The victors of World War II established the United Nations as a way of preserving international peace. The first major test of the United Nations came in Korea in 1951, when North Korea crossed the border at the 38th parallel and invaded the south in an effort to reunify the country. Canada acted with countries including Britain, Australia, and New Zealand under the banner of the United Nations to support the United States in resisting the invasion. Before the Canadians could arrive, the fortunes of war changed drastically more than once. The fighting surged from one end of the Korean peninsula to the other. The Chinese army joined the fighting when the United Nations forces approached the Korea-China border at the Yalu River. The United Nations forces were driven back a long way south. The Canadian contingent arrived in time to join a push to drive the Chinese and North Korean forces back into the north. The Canadians were all volunteers, some of whom had fought in World War II. They later joined the 27th Commonwealth Brigade and eventually more Canadian units joined them. They saw action in places such as Kapyong and Koree's Hill 355. The two sides fought to a standstill. When hostilities ceased, both sides were back at the old border at the 38th Parallel.

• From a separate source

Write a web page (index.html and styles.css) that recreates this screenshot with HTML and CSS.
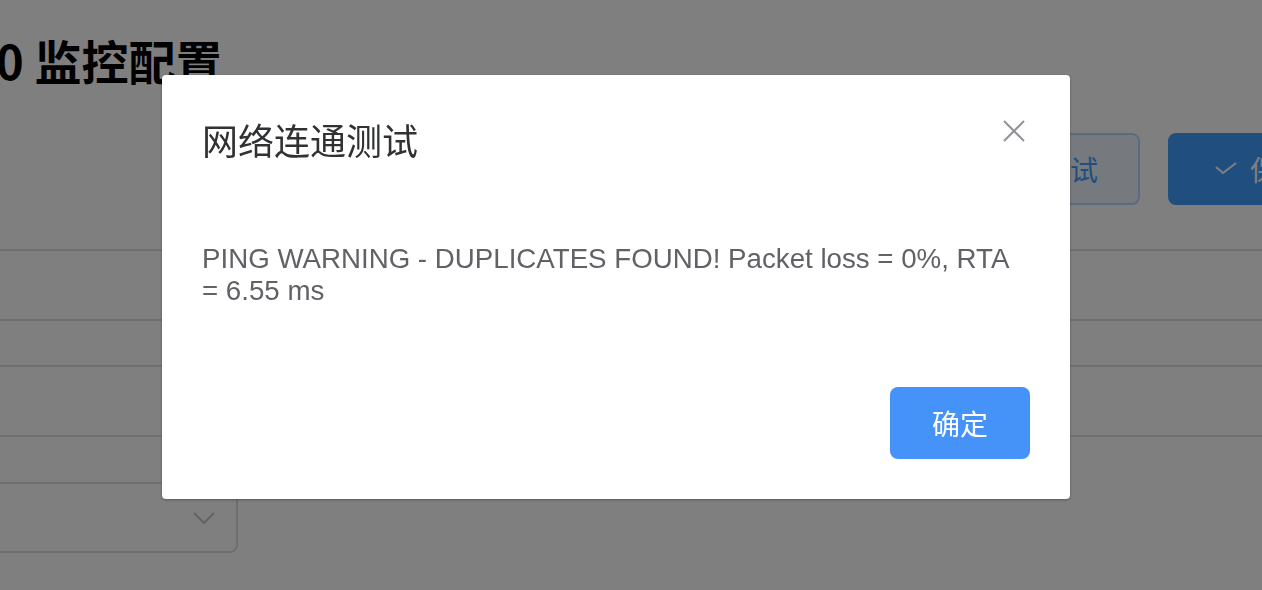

Since the Korean conflict, Canada has worked to prevent or manage conflicts by devoting its military to peacekeeping operations. Canadian peacekeepers have served in many countries: Egypt, Cyprus, Syria, the Persian Gulf, the Balkans, Somalia, Rwanda, Haiti, East Timor, Ethiopia, Eritrea, and Afghanistan. Canada did not support the invasion of Iraq in 2003 because the United Nations did not sanction it. In spite of its long military history, Canada today presents itself to the world as a peace-loving country that seeks international stability and development.